■ **PROVIDED DATA**
=-=-=

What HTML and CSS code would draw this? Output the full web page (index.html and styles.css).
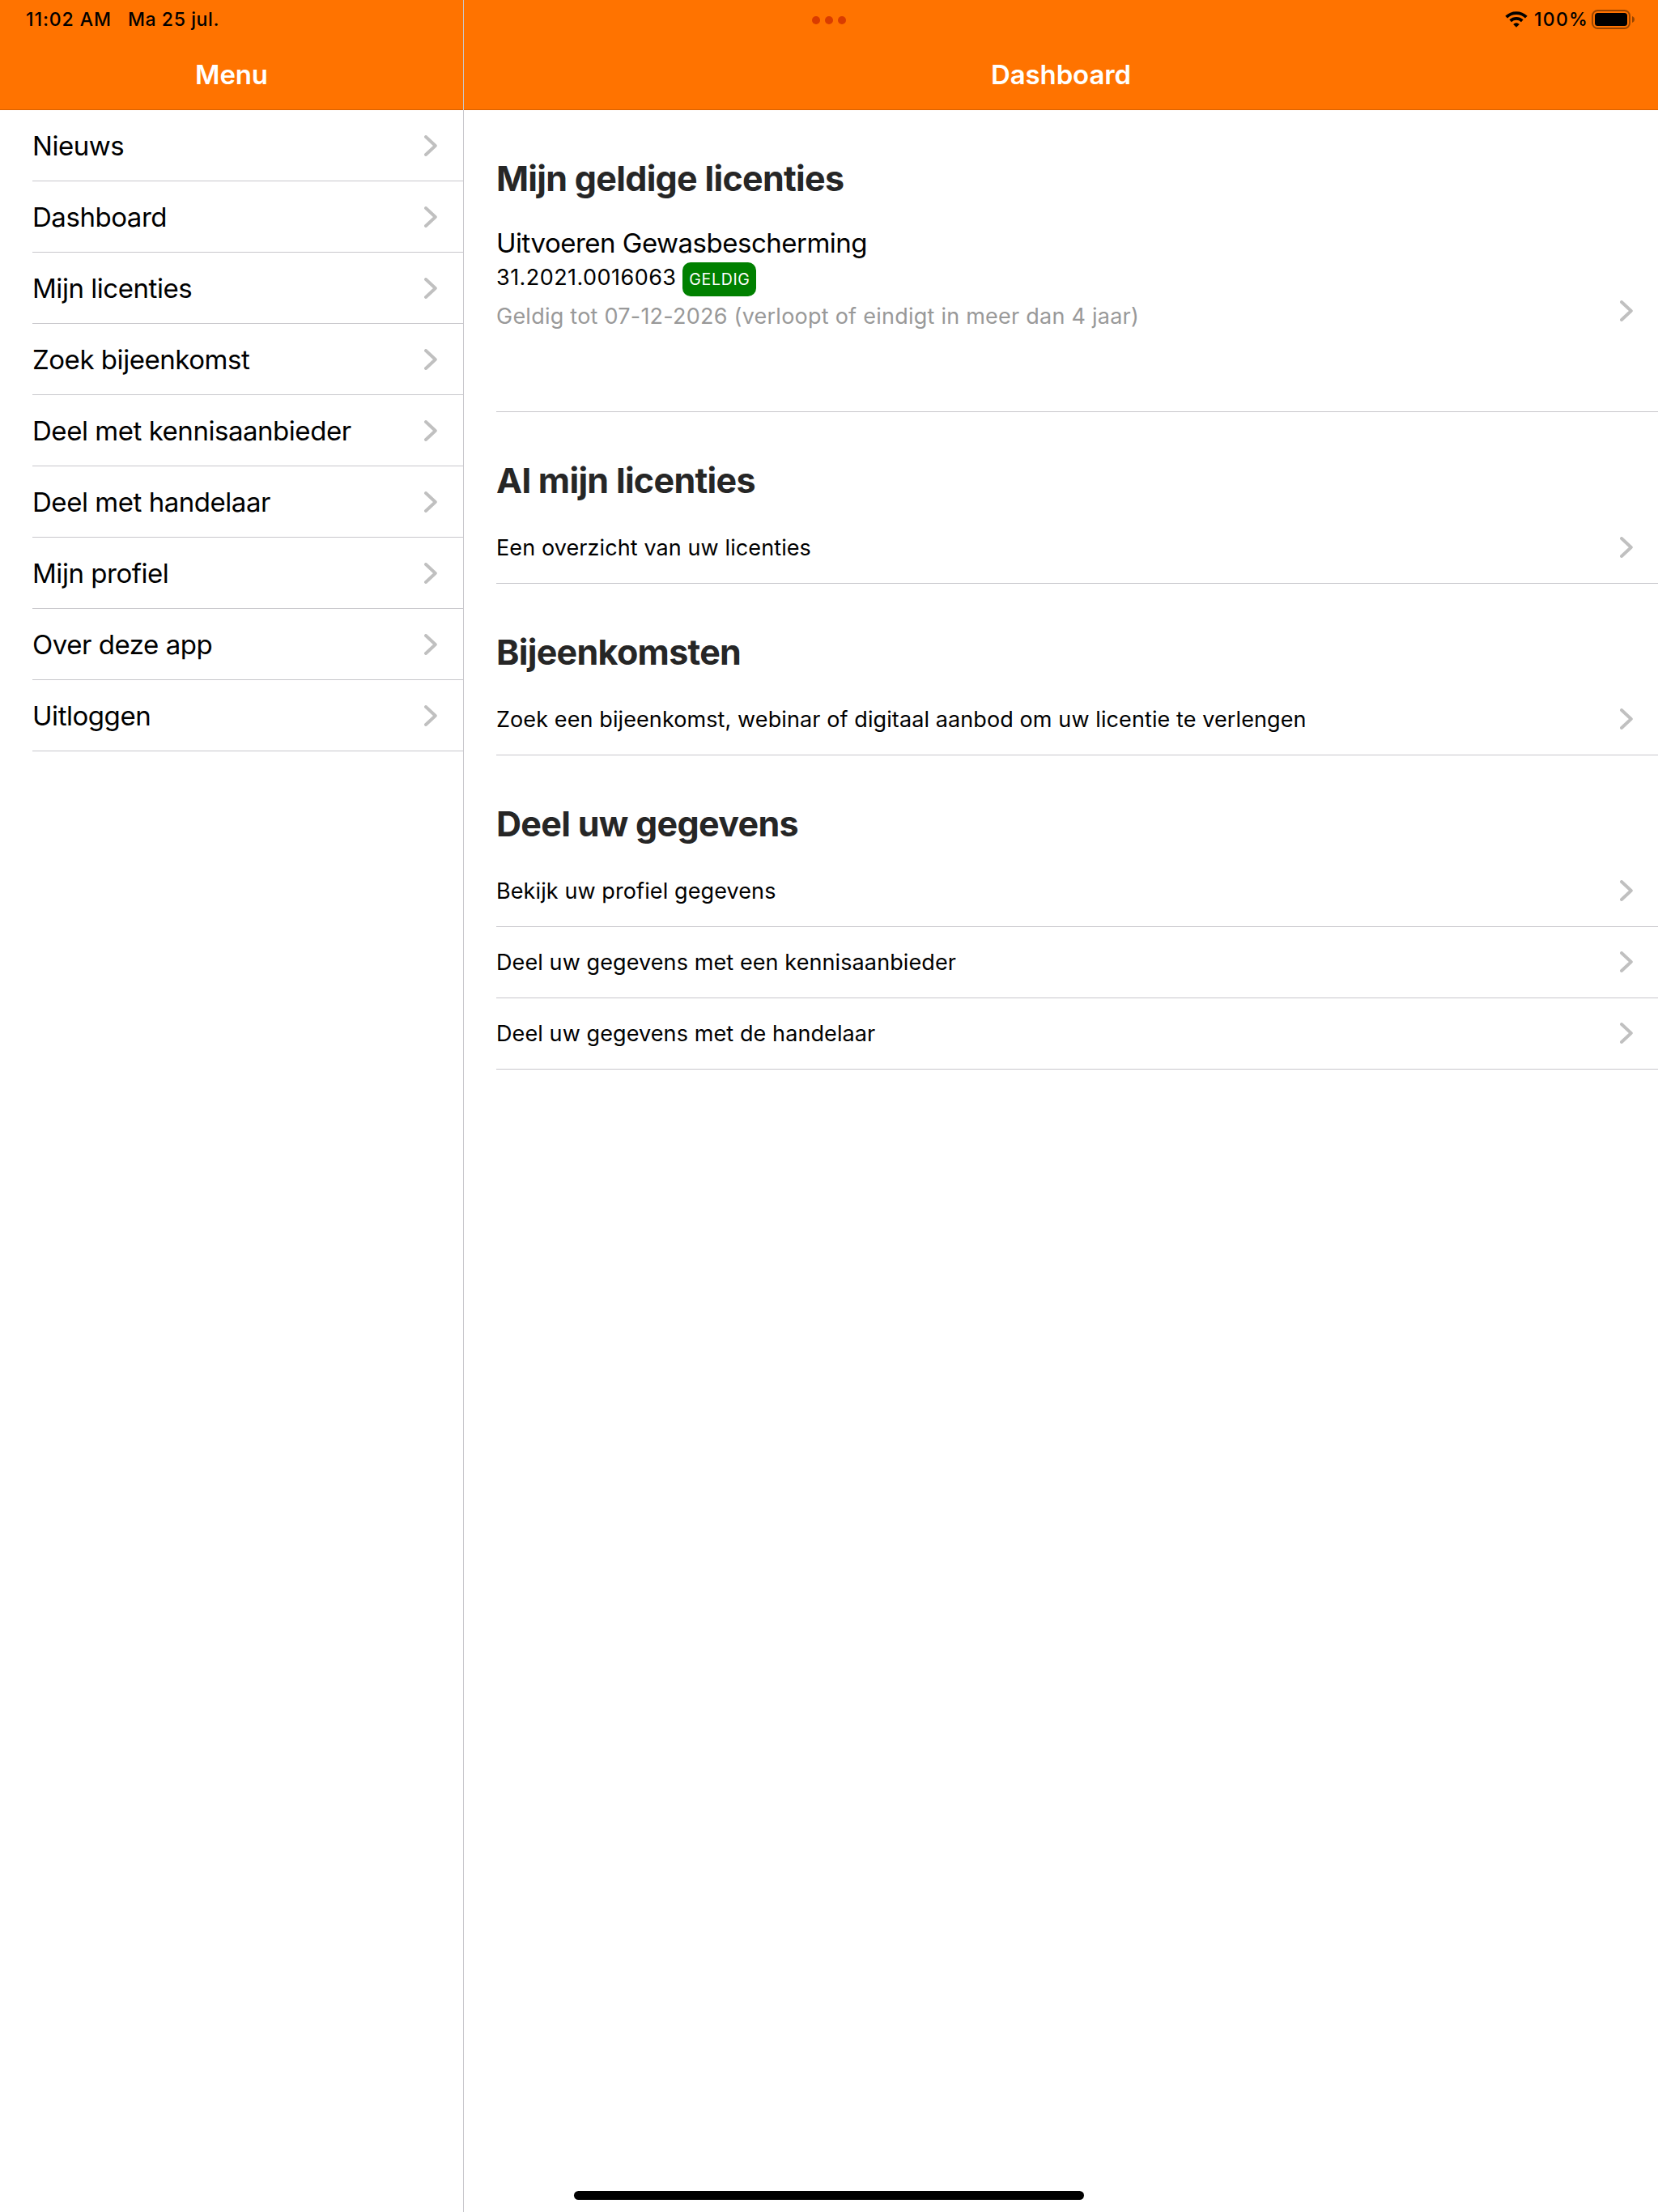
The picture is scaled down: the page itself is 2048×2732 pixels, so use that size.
FILE: index.html
```
<!DOCTYPE html>
<html lang="nl">
<head>
<meta charset="utf-8">
<title>Dashboard</title>
<link rel="stylesheet" href="styles.css">
</head>
<body>
<svg class="defs" aria-hidden="true">
  <symbol id="chevron" viewBox="0 0 16 26"><path d="M2 2l11.8 11L2 24" fill="none" stroke="currentColor" stroke-width="3.9" stroke-linecap="round" stroke-linejoin="round"/></symbol>
</svg>
<div class="app">
  <div class="status">
    <div class="status-left">
      <span class="time">11:02 AM</span>
      <span class="date">Ma 25 jul.</span>
    </div>
    <div class="dots"><i></i><i></i><i></i></div>
    <div class="status-right">
      <svg class="wifi" viewBox="0 0 28 20" width="28" height="20">
        <path d="M1.7 7.2a17.5 17.5 0 0 1 24.6 0M6.7 11.7a10.8 10.8 0 0 1 14.6 0" fill="none" stroke="#000" stroke-width="3.9"/>
        <path d="M10.2 15.9Q14 12.4 17.8 15.9L14 19.8z"/>
      </svg>
      <span class="percent">100%</span>
      <svg class="battery" viewBox="0 0 54 24" width="54" height="24">
        <rect x="1" y="1" width="46" height="22" rx="6.5" fill="none" stroke="#000" stroke-opacity=".4" stroke-width="2"/>
        <rect x="4" y="4" width="40" height="16" rx="3.5"/>
        <path d="M50 8q3 1.2 3 4t-3 4z" fill-opacity=".4"/>
      </svg>
    </div>
  </div>

  <aside class="sidebar">
    <header class="navbar">Menu</header>
    <nav class="list menu">
      <a class="row"><span>Nieuws</span><svg class="chevron"><use href="#chevron"/></svg></a>
      <a class="row"><span>Dashboard</span><svg class="chevron"><use href="#chevron"/></svg></a>
      <a class="row"><span>Mijn licenties</span><svg class="chevron"><use href="#chevron"/></svg></a>
      <a class="row"><span>Zoek bijeenkomst</span><svg class="chevron"><use href="#chevron"/></svg></a>
      <a class="row"><span>Deel met kennisaanbieder</span><svg class="chevron"><use href="#chevron"/></svg></a>
      <a class="row"><span>Deel met handelaar</span><svg class="chevron"><use href="#chevron"/></svg></a>
      <a class="row"><span>Mijn profiel</span><svg class="chevron"><use href="#chevron"/></svg></a>
      <a class="row"><span>Over deze app</span><svg class="chevron"><use href="#chevron"/></svg></a>
      <a class="row"><span>Uitloggen</span><svg class="chevron"><use href="#chevron"/></svg></a>
    </nav>
  </aside>

  <main class="content">
    <header class="navbar">Dashboard</header>
    <section class="list">
      <h2>Mijn geldige licenties</h2>
      <a class="row license">
        <div class="details">
          <div class="license-name">Uitvoeren Gewasbescherming</div>
          <div class="license-number"><span>31.2021.0016063</span><b class="badge">GELDIG</b></div>
          <div class="validity">Geldig tot 07-12-2026 (verloopt of eindigt in meer dan 4 jaar)</div>
        </div>
        <svg class="chevron"><use href="#chevron"/></svg>
      </a>
    </section>
    <section class="list">
      <h2>Al mijn licenties</h2>
      <a class="row"><span>Een overzicht van uw licenties</span><svg class="chevron"><use href="#chevron"/></svg></a>
    </section>
    <section class="list">
      <h2>Bijeenkomsten</h2>
      <a class="row"><span>Zoek een bijeenkomst, webinar of digitaal aanbod om uw licentie te verlengen</span><svg class="chevron"><use href="#chevron"/></svg></a>
    </section>
    <section class="list">
      <h2>Deel uw gegevens</h2>
      <a class="row"><span>Bekijk uw profiel gegevens</span><svg class="chevron"><use href="#chevron"/></svg></a>
      <a class="row"><span>Deel uw gegevens met een kennisaanbieder</span><svg class="chevron"><use href="#chevron"/></svg></a>
      <a class="row"><span>Deel uw gegevens met de handelaar</span><svg class="chevron"><use href="#chevron"/></svg></a>
    </section>
  </main>
  <div class="home-indicator"></div>
</div>
</body>
</html>
```
FILE: styles.css
```
* { box-sizing: border-box; }

body {
  margin: 0;
  background: #fff;
  color: #000;
  font-family: Inter, "Liberation Sans", sans-serif;
}

.defs { display: none; }

.app {
  position: relative;
  display: grid;
  grid-template-columns: 573px 1fr;
  height: 2732px;
  overflow: hidden;
}

/* Status bar, laid over both navigation bars */
.status {
  position: absolute;
  top: 0;
  left: 0;
  right: 0;
  height: 48px;
  padding: 0 28px 0 32px;
  display: grid;
  grid-template-columns: 1fr auto 1fr;
  align-items: center;
  font-size: 23px;
  font-weight: 500;
  line-height: 48px;
}
.status-left { display: flex; gap: 20px; }
.time { letter-spacing: .92px; }
.date { letter-spacing: .6px; }
.percent { letter-spacing: 1.2px; }
.dots {
  display: flex;
  gap: 6px;
  padding-top: 2px;
  margin-right: 4px;
}
.dots i {
  width: 10px;
  height: 10px;
  border-radius: 50%;
  background: #d93c00;
}
.status-right {
  display: flex;
  justify-content: flex-end;
  align-items: center;
}
.wifi { margin-right: 8px; }
.battery { margin-left: 4px; }

.sidebar { border-right: 1px solid #c8c7cc; }

.navbar {
  height: 136px;
  padding-top: 48px;
  background: #ff7300;
  border-bottom: 1px solid #d96100;
  color: #fff;
  font-size: 33px;
  font-weight: 600;
  line-height: 88px;
  letter-spacing: -.12px;
  text-align: center;
}

.list { padding-left: 40px; }

.list h2 {
  margin: 0;
  height: 124px;
  padding-top: 58px;
  color: #262626;
  font-size: 43px;
  font-weight: 700;
  line-height: 53px;
  letter-spacing: -.69px;
}

.row {
  display: flex;
  justify-content: space-between;
  align-items: center;
  height: 88px;
  padding-right: 31px;
  border-bottom: 1px solid #c8c7cc;
  font-size: 27px;
  line-height: 40px;
  letter-spacing: .1px;
  white-space: nowrap;
}
.menu .row {
  padding-top: 1px;
  padding-right: 32px;
  font-size: 33px;
  letter-spacing: -.46px;
}

.chevron {
  width: 16px;
  height: 26px;
  color: #c0c0c0;
}
.content .chevron { margin-bottom: 1px; }

.license { height: 249px; }
.details {
  align-self: flex-start;
  padding-top: 20px;
}
.license-name {
  font-size: 33px;
  letter-spacing: -.5px;
}
.license-number {
  display: flex;
  gap: 8px;
  margin: 4px 0 3px;
  line-height: 38px;
  letter-spacing: .45px;
}
.badge {
  width: 91px;
  height: 42px;
  border-radius: 10px;
  background: #008000;
  color: #fff;
  font-size: 19.5px;
  font-weight: 400;
  line-height: 42px;
  letter-spacing: .68px;
  text-align: center;
}
.validity {
  color: #999;
  line-height: 44px;
  letter-spacing: .24px;
}

.home-indicator {
  position: absolute;
  left: 709px;
  bottom: 15px;
  width: 630px;
  height: 11px;
  border-radius: 6px;
  background: #000;
}
```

=-=-=

■ **GIVEN PROBLEM**
Reproduce the material in full, word for word, and omit the pictures.

■ **EXERCISE OUTPUT**
What HTML and CSS code would draw this? Output the full web page (index.html and styles.css).
The picture is scaled down: the page itself is 2048×2732 pixels, so use that size.
FILE: index.html
```
<!DOCTYPE html>
<html lang="nl">
<head>
<meta charset="utf-8">
<title>Dashboard</title>
<link rel="stylesheet" href="styles.css">
</head>
<body>
<svg class="defs" aria-hidden="true">
  <symbol id="chevron" viewBox="0 0 16 26"><path d="M2 2l11.8 11L2 24" fill="none" stroke="currentColor" stroke-width="3.9" stroke-linecap="round" stroke-linejoin="round"/></symbol>
</svg>
<div class="app">
  <div class="status">
    <div class="status-left">
      <span class="time">11:02 AM</span>
      <span class="date">Ma 25 jul.</span>
    </div>
    <div class="dots"><i></i><i></i><i></i></div>
    <div class="status-right">
      <svg class="wifi" viewBox="0 0 28 20" width="28" height="20">
        <path d="M1.7 7.2a17.5 17.5 0 0 1 24.6 0M6.7 11.7a10.8 10.8 0 0 1 14.6 0" fill="none" stroke="#000" stroke-width="3.9"/>
        <path d="M10.2 15.9Q14 12.4 17.8 15.9L14 19.8z"/>
      </svg>
      <span class="percent">100%</span>
      <svg class="battery" viewBox="0 0 54 24" width="54" height="24">
        <rect x="1" y="1" width="46" height="22" rx="6.5" fill="none" stroke="#000" stroke-opacity=".4" stroke-width="2"/>
        <rect x="4" y="4" width="40" height="16" rx="3.5"/>
        <path d="M50 8q3 1.2 3 4t-3 4z" fill-opacity=".4"/>
      </svg>
    </div>
  </div>

  <aside class="sidebar">
    <header class="navbar">Menu</header>
    <nav class="list menu">
      <a class="row"><span>Nieuws</span><svg class="chevron"><use href="#chevron"/></svg></a>
      <a class="row"><span>Dashboard</span><svg class="chevron"><use href="#chevron"/></svg></a>
      <a class="row"><span>Mijn licenties</span><svg class="chevron"><use href="#chevron"/></svg></a>
      <a class="row"><span>Zoek bijeenkomst</span><svg class="chevron"><use href="#chevron"/></svg></a>
      <a class="row"><span>Deel met kennisaanbieder</span><svg class="chevron"><use href="#chevron"/></svg></a>
      <a class="row"><span>Deel met handelaar</span><svg class="chevron"><use href="#chevron"/></svg></a>
      <a class="row"><span>Mijn profiel</span><svg class="chevron"><use href="#chevron"/></svg></a>
      <a class="row"><span>Over deze app</span><svg class="chevron"><use href="#chevron"/></svg></a>
      <a class="row"><span>Uitloggen</span><svg class="chevron"><use href="#chevron"/></svg></a>
    </nav>
  </aside>

  <main class="content">
    <header class="navbar">Dashboard</header>
    <section class="list">
      <h2>Mijn geldige licenties</h2>
      <a class="row license">
        <div class="details">
          <div class="license-name">Uitvoeren Gewasbescherming</div>
          <div class="license-number"><span>31.2021.0016063</span><b class="badge">GELDIG</b></div>
          <div class="validity">Geldig tot 07-12-2026 (verloopt of eindigt in meer dan 4 jaar)</div>
        </div>
        <svg class="chevron"><use href="#chevron"/></svg>
      </a>
    </section>
    <section class="list">
      <h2>Al mijn licenties</h2>
      <a class="row"><span>Een overzicht van uw licenties</span><svg class="chevron"><use href="#chevron"/></svg></a>
    </section>
    <section class="list">
      <h2>Bijeenkomsten</h2>
      <a class="row"><span>Zoek een bijeenkomst, webinar of digitaal aanbod om uw licentie te verlengen</span><svg class="chevron"><use href="#chevron"/></svg></a>
    </section>
    <section class="list">
      <h2>Deel uw gegevens</h2>
      <a class="row"><span>Bekijk uw profiel gegevens</span><svg class="chevron"><use href="#chevron"/></svg></a>
      <a class="row"><span>Deel uw gegevens met een kennisaanbieder</span><svg class="chevron"><use href="#chevron"/></svg></a>
      <a class="row"><span>Deel uw gegevens met de handelaar</span><svg class="chevron"><use href="#chevron"/></svg></a>
    </section>
  </main>
  <div class="home-indicator"></div>
</div>
</body>
</html>
```
FILE: styles.css
```
* { box-sizing: border-box; }

body {
  margin: 0;
  background: #fff;
  color: #000;
  font-family: Inter, "Liberation Sans", sans-serif;
}

.defs { display: none; }

.app {
  position: relative;
  display: grid;
  grid-template-columns: 573px 1fr;
  height: 2732px;
  overflow: hidden;
}

/* Status bar, laid over both navigation bars */
.status {
  position: absolute;
  top: 0;
  left: 0;
  right: 0;
  height: 48px;
  padding: 0 28px 0 32px;
  display: grid;
  grid-template-columns: 1fr auto 1fr;
  align-items: center;
  font-size: 23px;
  font-weight: 500;
  line-height: 48px;
}
.status-left { display: flex; gap: 20px; }
.time { letter-spacing: .92px; }
.date { letter-spacing: .6px; }
.percent { letter-spacing: 1.2px; }
.dots {
  display: flex;
  gap: 6px;
  padding-top: 2px;
  margin-right: 4px;
}
.dots i {
  width: 10px;
  height: 10px;
  border-radius: 50%;
  background: #d93c00;
}
.status-right {
  display: flex;
  justify-content: flex-end;
  align-items: center;
}
.wifi { margin-right: 8px; }
.battery { margin-left: 4px; }

.sidebar { border-right: 1px solid #c8c7cc; }

.navbar {
  height: 136px;
  padding-top: 48px;
  background: #ff7300;
  border-bottom: 1px solid #d96100;
  color: #fff;
  font-size: 33px;
  font-weight: 600;
  line-height: 88px;
  letter-spacing: -.12px;
  text-align: center;
}

.list { padding-left: 40px; }

.list h2 {
  margin: 0;
  height: 124px;
  padding-top: 58px;
  color: #262626;
  font-size: 43px;
  font-weight: 700;
  line-height: 53px;
  letter-spacing: -.69px;
}

.row {
  display: flex;
  justify-content: space-between;
  align-items: center;
  height: 88px;
  padding-right: 31px;
  border-bottom: 1px solid #c8c7cc;
  font-size: 27px;
  line-height: 40px;
  letter-spacing: .1px;
  white-space: nowrap;
}
.menu .row {
  padding-top: 1px;
  padding-right: 32px;
  font-size: 33px;
  letter-spacing: -.46px;
}

.chevron {
  width: 16px;
  height: 26px;
  color: #c0c0c0;
}
.content .chevron { margin-bottom: 1px; }

.license { height: 249px; }
.details {
  align-self: flex-start;
  padding-top: 20px;
}
.license-name {
  font-size: 33px;
  letter-spacing: -.5px;
}
.license-number {
  display: flex;
  gap: 8px;
  margin: 4px 0 3px;
  line-height: 38px;
  letter-spacing: .45px;
}
.badge {
  width: 91px;
  height: 42px;
  border-radius: 10px;
  background: #008000;
  color: #fff;
  font-size: 19.5px;
  font-weight: 400;
  line-height: 42px;
  letter-spacing: .68px;
  text-align: center;
}
.validity {
  color: #999;
  line-height: 44px;
  letter-spacing: .24px;
}

.home-indicator {
  position: absolute;
  left: 709px;
  bottom: 15px;
  width: 630px;
  height: 11px;
  border-radius: 6px;
  background: #000;
}
```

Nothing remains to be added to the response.